-------- STORED RECORDS --------

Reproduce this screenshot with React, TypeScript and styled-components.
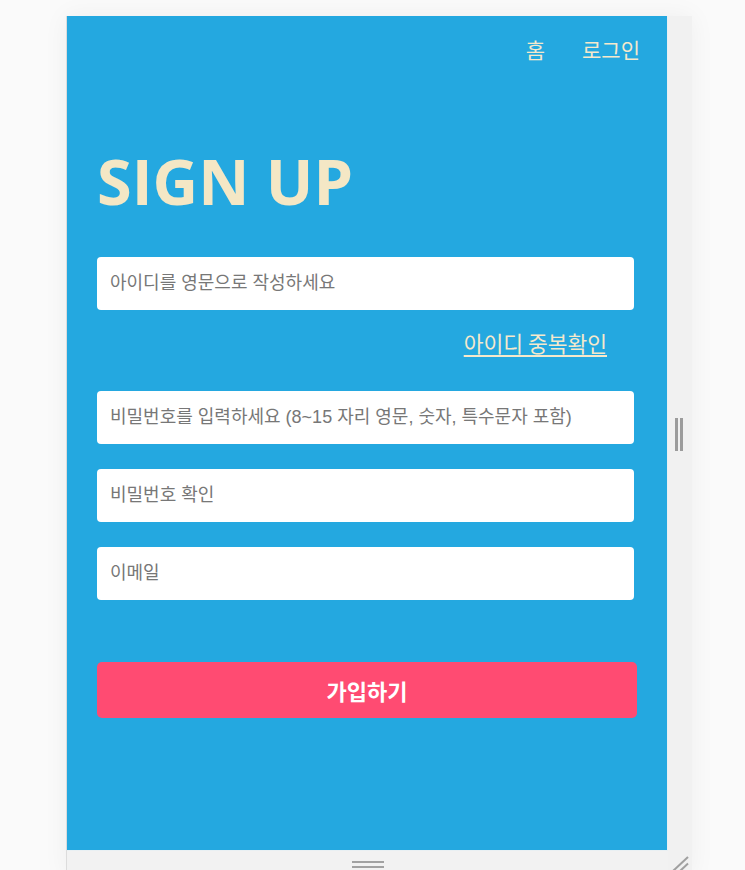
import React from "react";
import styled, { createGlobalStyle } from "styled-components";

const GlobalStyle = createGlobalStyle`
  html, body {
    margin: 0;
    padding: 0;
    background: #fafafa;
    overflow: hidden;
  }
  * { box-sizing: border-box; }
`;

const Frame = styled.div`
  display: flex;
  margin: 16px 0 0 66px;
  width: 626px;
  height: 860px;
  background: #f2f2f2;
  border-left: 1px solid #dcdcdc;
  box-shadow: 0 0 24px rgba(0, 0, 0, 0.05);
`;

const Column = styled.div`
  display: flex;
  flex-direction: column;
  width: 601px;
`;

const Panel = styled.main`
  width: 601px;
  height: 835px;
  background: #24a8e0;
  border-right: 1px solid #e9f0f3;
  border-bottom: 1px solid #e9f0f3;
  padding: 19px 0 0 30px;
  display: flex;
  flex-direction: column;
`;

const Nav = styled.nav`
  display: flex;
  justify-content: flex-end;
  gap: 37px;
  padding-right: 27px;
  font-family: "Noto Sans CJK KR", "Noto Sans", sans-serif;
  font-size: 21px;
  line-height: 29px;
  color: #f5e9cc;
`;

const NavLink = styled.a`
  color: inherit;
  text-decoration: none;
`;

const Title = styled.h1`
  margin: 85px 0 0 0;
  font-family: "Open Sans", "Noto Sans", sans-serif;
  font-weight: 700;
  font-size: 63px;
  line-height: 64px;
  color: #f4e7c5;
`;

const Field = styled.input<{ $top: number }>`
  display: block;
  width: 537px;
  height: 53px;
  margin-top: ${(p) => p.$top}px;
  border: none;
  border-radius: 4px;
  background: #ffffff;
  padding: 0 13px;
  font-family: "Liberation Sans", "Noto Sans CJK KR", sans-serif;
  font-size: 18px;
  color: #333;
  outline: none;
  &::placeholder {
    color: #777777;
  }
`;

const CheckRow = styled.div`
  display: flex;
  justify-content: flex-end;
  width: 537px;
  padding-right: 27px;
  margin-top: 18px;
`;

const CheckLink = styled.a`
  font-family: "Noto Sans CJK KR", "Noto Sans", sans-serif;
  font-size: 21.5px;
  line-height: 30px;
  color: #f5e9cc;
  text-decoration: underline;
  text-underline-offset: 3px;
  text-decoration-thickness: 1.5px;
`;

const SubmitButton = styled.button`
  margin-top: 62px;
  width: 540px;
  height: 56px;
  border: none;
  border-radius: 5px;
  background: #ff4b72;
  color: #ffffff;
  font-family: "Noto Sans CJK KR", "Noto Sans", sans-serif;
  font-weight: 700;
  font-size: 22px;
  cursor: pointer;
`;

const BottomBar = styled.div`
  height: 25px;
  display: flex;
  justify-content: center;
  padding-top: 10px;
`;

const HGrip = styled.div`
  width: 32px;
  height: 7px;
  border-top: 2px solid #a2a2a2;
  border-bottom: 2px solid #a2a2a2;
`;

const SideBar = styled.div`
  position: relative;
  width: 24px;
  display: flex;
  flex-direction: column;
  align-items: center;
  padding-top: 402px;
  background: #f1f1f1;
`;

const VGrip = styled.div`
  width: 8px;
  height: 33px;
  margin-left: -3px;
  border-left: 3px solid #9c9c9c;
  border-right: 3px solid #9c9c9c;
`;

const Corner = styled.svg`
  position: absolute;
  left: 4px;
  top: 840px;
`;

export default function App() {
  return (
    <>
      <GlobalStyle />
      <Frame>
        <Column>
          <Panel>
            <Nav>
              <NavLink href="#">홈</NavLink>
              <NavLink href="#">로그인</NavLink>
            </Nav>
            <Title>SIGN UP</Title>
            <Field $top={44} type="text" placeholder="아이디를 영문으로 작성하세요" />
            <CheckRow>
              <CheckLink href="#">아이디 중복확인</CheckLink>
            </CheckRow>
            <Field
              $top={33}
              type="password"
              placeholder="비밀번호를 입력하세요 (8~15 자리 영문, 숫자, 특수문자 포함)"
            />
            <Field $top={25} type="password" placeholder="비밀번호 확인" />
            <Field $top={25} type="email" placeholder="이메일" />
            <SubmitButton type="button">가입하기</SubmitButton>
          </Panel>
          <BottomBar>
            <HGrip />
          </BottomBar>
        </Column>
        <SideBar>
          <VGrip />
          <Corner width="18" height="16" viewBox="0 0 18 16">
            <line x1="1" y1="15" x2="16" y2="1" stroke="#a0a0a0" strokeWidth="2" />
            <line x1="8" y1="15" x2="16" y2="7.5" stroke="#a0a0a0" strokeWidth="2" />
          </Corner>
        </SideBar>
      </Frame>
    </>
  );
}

--------
-------- STORED RECORDS --------

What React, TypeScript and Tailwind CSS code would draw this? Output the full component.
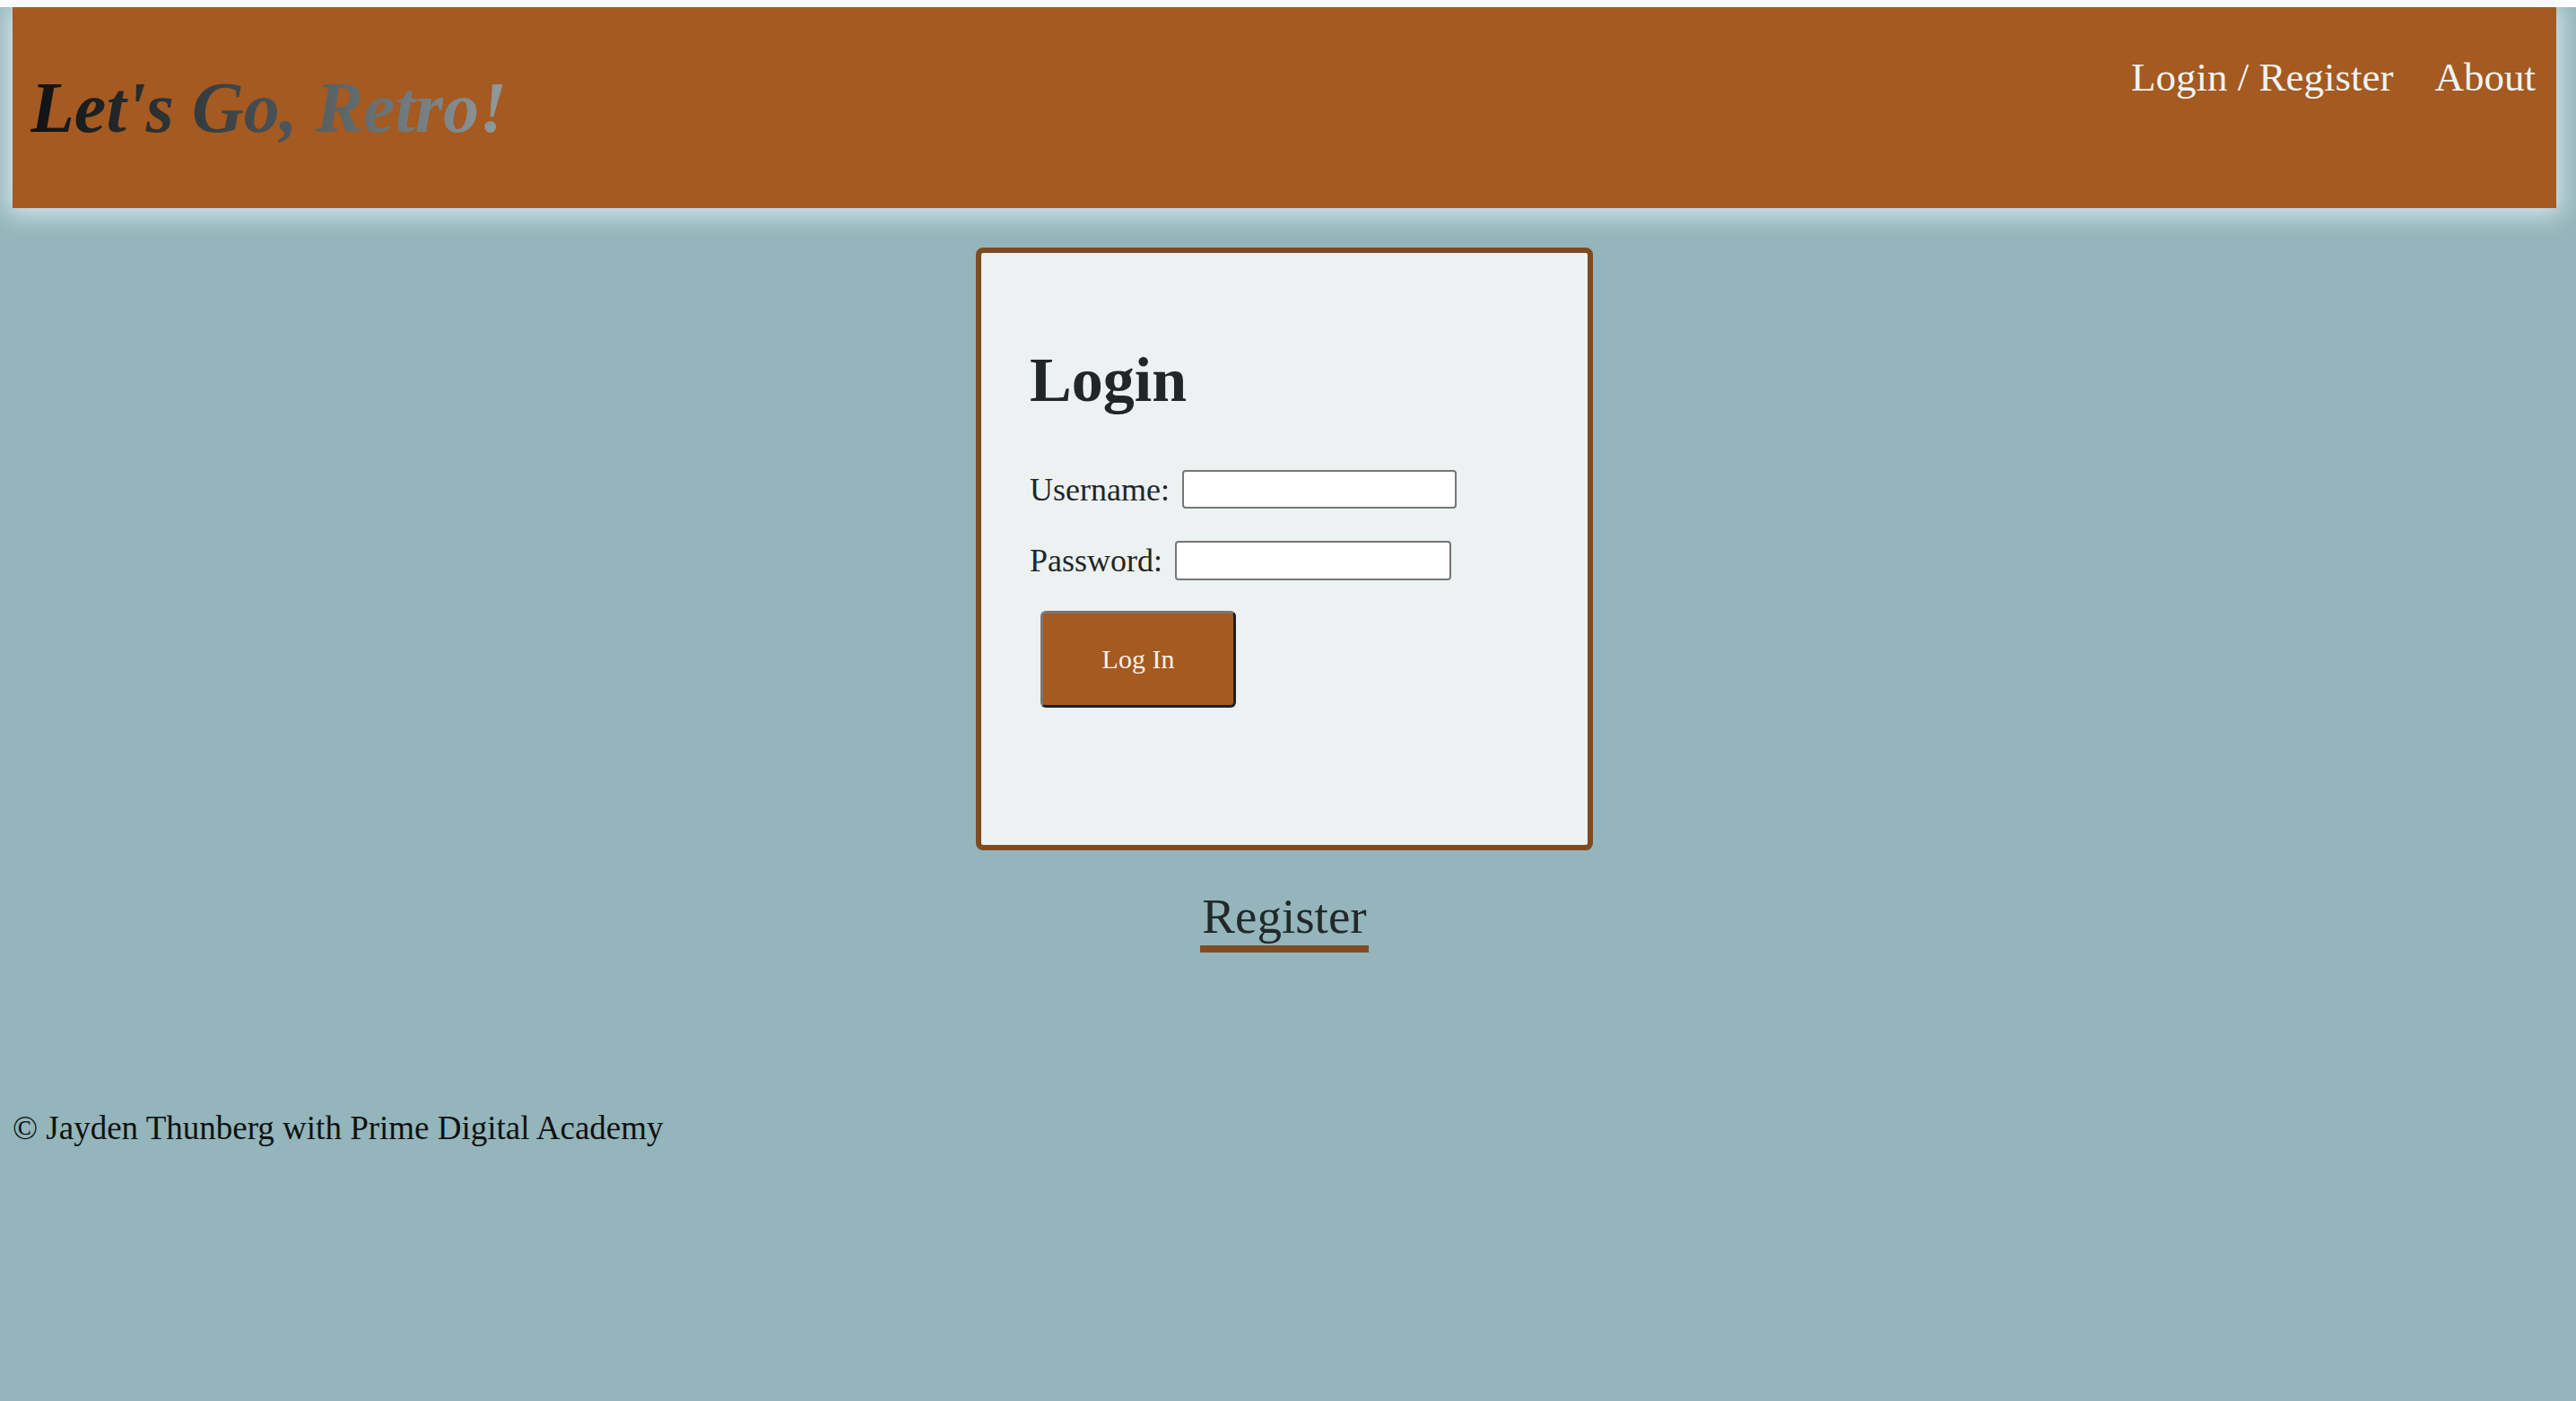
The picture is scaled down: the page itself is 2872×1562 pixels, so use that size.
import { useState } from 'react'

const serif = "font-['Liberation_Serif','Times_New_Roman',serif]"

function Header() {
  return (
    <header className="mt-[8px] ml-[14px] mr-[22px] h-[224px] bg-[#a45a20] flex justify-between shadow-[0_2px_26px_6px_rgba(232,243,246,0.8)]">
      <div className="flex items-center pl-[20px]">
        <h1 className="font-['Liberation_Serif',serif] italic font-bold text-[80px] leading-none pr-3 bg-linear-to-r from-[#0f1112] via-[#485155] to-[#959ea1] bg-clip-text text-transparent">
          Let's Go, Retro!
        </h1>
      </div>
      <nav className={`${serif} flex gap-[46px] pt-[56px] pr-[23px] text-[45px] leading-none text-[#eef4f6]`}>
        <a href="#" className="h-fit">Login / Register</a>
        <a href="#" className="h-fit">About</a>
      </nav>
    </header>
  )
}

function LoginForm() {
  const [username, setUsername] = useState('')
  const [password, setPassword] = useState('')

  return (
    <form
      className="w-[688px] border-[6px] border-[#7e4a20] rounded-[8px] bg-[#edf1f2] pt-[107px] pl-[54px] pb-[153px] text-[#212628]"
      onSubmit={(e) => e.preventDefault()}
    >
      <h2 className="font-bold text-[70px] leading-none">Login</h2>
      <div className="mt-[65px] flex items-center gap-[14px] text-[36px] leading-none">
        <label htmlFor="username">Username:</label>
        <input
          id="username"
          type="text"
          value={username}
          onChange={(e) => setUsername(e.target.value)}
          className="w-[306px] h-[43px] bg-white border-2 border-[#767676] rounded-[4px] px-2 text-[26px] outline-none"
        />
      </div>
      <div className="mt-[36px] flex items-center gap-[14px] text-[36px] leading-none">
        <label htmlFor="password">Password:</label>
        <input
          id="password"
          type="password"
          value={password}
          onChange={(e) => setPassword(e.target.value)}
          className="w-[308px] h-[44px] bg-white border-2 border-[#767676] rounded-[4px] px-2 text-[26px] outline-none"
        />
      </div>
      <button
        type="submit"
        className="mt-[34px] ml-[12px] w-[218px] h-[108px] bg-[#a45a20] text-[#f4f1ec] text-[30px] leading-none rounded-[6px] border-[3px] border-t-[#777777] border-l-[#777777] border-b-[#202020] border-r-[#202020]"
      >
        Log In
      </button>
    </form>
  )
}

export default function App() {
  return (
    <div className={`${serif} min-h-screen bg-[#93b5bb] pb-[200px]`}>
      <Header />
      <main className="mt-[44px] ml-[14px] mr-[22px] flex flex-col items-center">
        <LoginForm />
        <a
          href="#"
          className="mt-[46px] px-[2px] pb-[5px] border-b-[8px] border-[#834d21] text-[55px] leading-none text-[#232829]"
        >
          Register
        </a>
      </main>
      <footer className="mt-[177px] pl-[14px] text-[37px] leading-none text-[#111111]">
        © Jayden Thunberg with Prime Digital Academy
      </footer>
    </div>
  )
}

--------

- _WHAT TO WORK ON_: Emit only the lines from the one containing "The picture is" through the one containing "const [password, setPassword]", copied exactly.

- _OUTPUT FOR THIS TASK_:
The picture is scaled down: the page itself is 2872×1562 pixels, so use that size.
import { useState } from 'react'

const serif = "font-['Liberation_Serif','Times_New_Roman',serif]"

function Header() {
  return (
    <header className="mt-[8px] ml-[14px] mr-[22px] h-[224px] bg-[#a45a20] flex justify-between shadow-[0_2px_26px_6px_rgba(232,243,246,0.8)]">
      <div className="flex items-center pl-[20px]">
        <h1 className="font-['Liberation_Serif',serif] italic font-bold text-[80px] leading-none pr-3 bg-linear-to-r from-[#0f1112] via-[#485155] to-[#959ea1] bg-clip-text text-transparent">
          Let's Go, Retro!
        </h1>
      </div>
      <nav className={`${serif} flex gap-[46px] pt-[56px] pr-[23px] text-[45px] leading-none text-[#eef4f6]`}>
        <a href="#" className="h-fit">Login / Register</a>
        <a href="#" className="h-fit">About</a>
      </nav>
    </header>
  )
}

function LoginForm() {
  const [username, setUsername] = useState('')
  const [password, setPassword] = useState('')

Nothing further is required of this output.